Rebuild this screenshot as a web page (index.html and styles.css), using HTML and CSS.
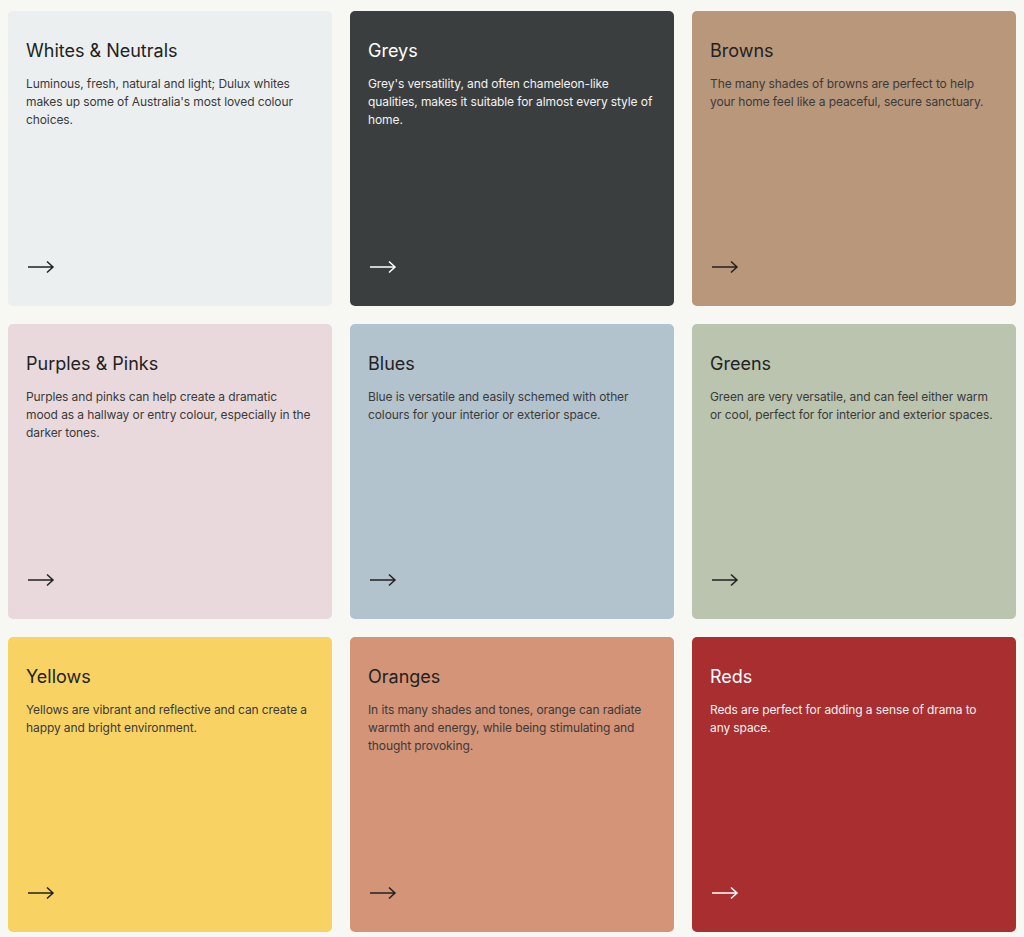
FILE: index.html
```html
<!DOCTYPE html>
<html lang="en">
<head>
  <meta charset="UTF-8">
  <meta name="viewport" content="width=device-width, initial-scale=1.0">
  <title>Colour families</title>
  <link rel="stylesheet" href="styles.css">
</head>
<body>
  <div class="families">
    <a class="family whites" href="#">
      <h3>Whites &amp; Neutrals</h3>
      <p>Luminous, fresh, natural and light; Dulux whites makes up some of Australia's most loved colour choices.</p>
      <svg class="arrow" viewBox="0 0 28 14"><path d="M1 7h25M20 1.5l6 5.5-6 5.5"/></svg>
    </a>
    <a class="family greys dark" href="#">
      <h3>Greys</h3>
      <p>Grey's versatility, and often chameleon-like qualities, makes it suitable for almost every style of home.</p>
      <svg class="arrow" viewBox="0 0 28 14"><path d="M1 7h25M20 1.5l6 5.5-6 5.5"/></svg>
    </a>
    <a class="family browns" href="#">
      <h3>Browns</h3>
      <p>The many shades of browns are perfect to help your home feel like a peaceful, secure sanctuary.</p>
      <svg class="arrow" viewBox="0 0 28 14"><path d="M1 7h25M20 1.5l6 5.5-6 5.5"/></svg>
    </a>
    <a class="family purples" href="#">
      <h3>Purples &amp; Pinks</h3>
      <p>Purples and pinks can help create a dramatic mood as a hallway or entry colour, especially in the darker tones.</p>
      <svg class="arrow" viewBox="0 0 28 14"><path d="M1 7h25M20 1.5l6 5.5-6 5.5"/></svg>
    </a>
    <a class="family blues" href="#">
      <h3>Blues</h3>
      <p>Blue is versatile and easily schemed with other colours for your interior or exterior space.</p>
      <svg class="arrow" viewBox="0 0 28 14"><path d="M1 7h25M20 1.5l6 5.5-6 5.5"/></svg>
    </a>
    <a class="family greens" href="#">
      <h3>Greens</h3>
      <p>Green are very versatile, and can feel either warm or cool, perfect for for interior and exterior spaces.</p>
      <svg class="arrow" viewBox="0 0 28 14"><path d="M1 7h25M20 1.5l6 5.5-6 5.5"/></svg>
    </a>
    <a class="family yellows" href="#">
      <h3>Yellows</h3>
      <p>Yellows are vibrant and reflective and can create a happy and bright environment.</p>
      <svg class="arrow" viewBox="0 0 28 14"><path d="M1 7h25M20 1.5l6 5.5-6 5.5"/></svg>
    </a>
    <a class="family oranges" href="#">
      <h3>Oranges</h3>
      <p>In its many shades and tones, orange can radiate warmth and energy, while being stimulating and thought provoking.</p>
      <svg class="arrow" viewBox="0 0 28 14"><path d="M1 7h25M20 1.5l6 5.5-6 5.5"/></svg>
    </a>
    <a class="family reds dark" href="#">
      <h3>Reds</h3>
      <p>Reds are perfect for adding a sense of drama to any space.</p>
      <svg class="arrow" viewBox="0 0 28 14"><path d="M1 7h25M20 1.5l6 5.5-6 5.5"/></svg>
    </a>
  </div>
</body>
</html>
```

FILE: styles.css
```css
body {
  font-family: Inter, "Noto Sans", sans-serif;
  background: #f7f7f4;
  margin: 0;
  padding: 11px 8px 6px;
}
.families {
  display: grid;
  grid-template-columns: repeat(3, 1fr);
  grid-auto-rows: 295px;
  gap: 18px;
}
.family {
  display: flex;
  flex-direction: column;
  padding: 29px 21px 32px 18px;
  border-radius: 5px;
  color: #222;
  text-decoration: none;
}
.family h3 {
  margin: 0 0 13px;
  font-size: 18px;
  font-weight: 400;
  line-height: 22px;
}
.family p {
  margin: 0;
  font-size: 12px;
  line-height: 18px;
  letter-spacing: -0.1px;
  color: #3a3a3a;
}
.arrow {
  margin-top: auto;
  margin-left: 1px;
  width: 28px;
  height: 14px;
  fill: none;
  stroke: #222;
  stroke-width: 1.5;
}
.dark { color: #fff; }
.dark p { color: #f2f2f2; }
.dark .arrow { stroke: #fff; }

.whites { background: #eceff0; }
.greys { background: #3b3e3f; }
.browns { background: #b9977a; }
.purples { background: #e9d9dc; }
.blues { background: #b3c3cd; }
.greens { background: #bac4af; }
.yellows { background: #f8d363; }
.oranges { background: #d49477; }
.reds { background: #a92e30; }
```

====================

- _Requirements_: Among the lines of the data, identify those with the word "index". Copy each of them.

- _Solution_:
Rebuild this screenshot as a web page (index.html and styles.css), using HTML and CSS.
FILE: index.html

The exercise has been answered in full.